Caim
Numa fase tardia da adolescência, pertenci a um grupo de jovens católicos que se reunia, semanalmente, para problematizar, de forma literal, as situações com que se batiam diariamente e os desafios que lhes eram colocados pela actual sociedade laica.
Quando digo de forma literal , significa que invariavel e voluntariamente me encerrava todas as quartas-feiras à noite numa sala onde me exigiam que pusesse a nú os meus pensamentos, opiniões e episódios quotidianos; onde me era ordenado que aprofundasse e problematizasse as minhas escolhas e invariavelmente me levavam a concluir que a salvação terrena passa pela evangelização de terceiros.
Recordo, com um sorriso, o desconforto que antecediam aquelas reuniões e que via espelhado no rosto da minha amiga A. que me solicitava ajuda para inventar problemas e indecisões para que não lhe faltassem trunfos na discussão que se seguia.
Recordo, ainda, o sarcástico comentário do meu pai ateu todas a vezes que saía de casa para ir a essas reuniões: “Coitadinha, é jovem...não pensa!”.

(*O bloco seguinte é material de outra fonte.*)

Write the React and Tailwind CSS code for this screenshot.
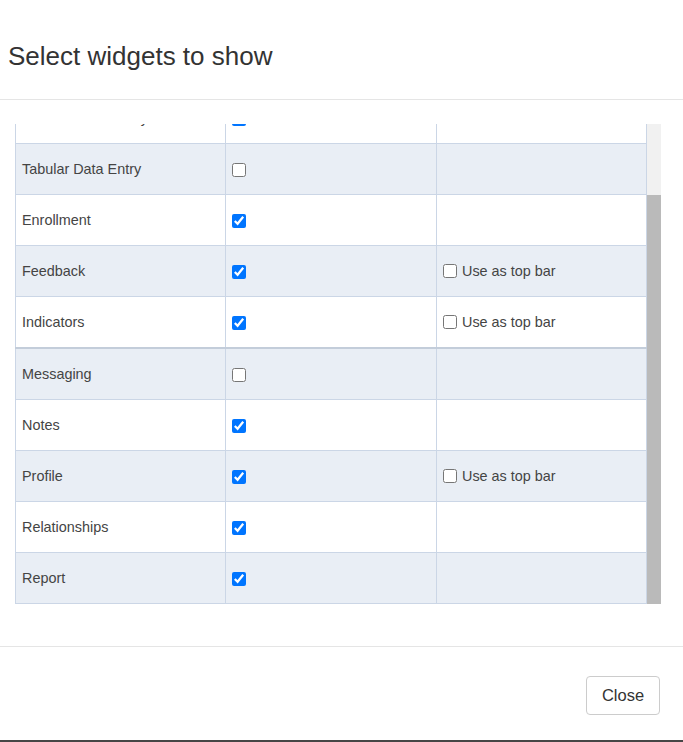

Paradoxalmente, Saramago , cuja obra continuo apenas a conhecer de forma muita incipiente, e a sua mais recente polémica, traz-me à memória a minha antiga proximidade cristã, pois à semelhança do que sucedia naquela altura, a sua aparente necessidade de problematização e a inevitável e redutora rejeição preliminar do catolicismo, conduzem-me a um estado de extremismo, com o qual nenhum ser adulto esclarecido e racional se pode e deve conformar.
À semelhança do que sucedia na facção católica, parece-me que Saramago encara as questões de forma demasiado séria , para delas extrair verdades absolutas e conclusões demolidoras que o parece conduzir a uma espécie de evangelização encapuzada, destinada a convencer os restantes da idiotice abismal que é o catolicismo.
Jamais colocando em causa a inteligência do premiado escritor e esclarecendo que hoje em dia não me posso, por uma questão de coerência, apelidar-me de católica, prefiro, por respeito à obra e à pessoa, acreditar que as palavras proferidas no lançamento de “Caim”, não passam de um desabafo inconsequente e de uma já não inovadora estratégia comercial, capaz de colocar o livro nas mãos de quem o conhece e de quem nem por isso.
Por outro lado, uma brilhante amiga comentava no outro dia que no seu entender José Saramago não passava de um grande sádico que com a sua escrita controversa e imaginação violenta, proporciona verdadeiros momentos de sofrimento aos seus leitores, dificultando-lhes uma tarefa que é suposta ser prazeirosa: ler. Não sei se concordo com a minha amiga, mas a julgar pela sua persistência nos temas católicos e considerando a sua aversão por aquela religião, não há dúvida que o masoquismo só pode ser apreciado pelo Nobel português.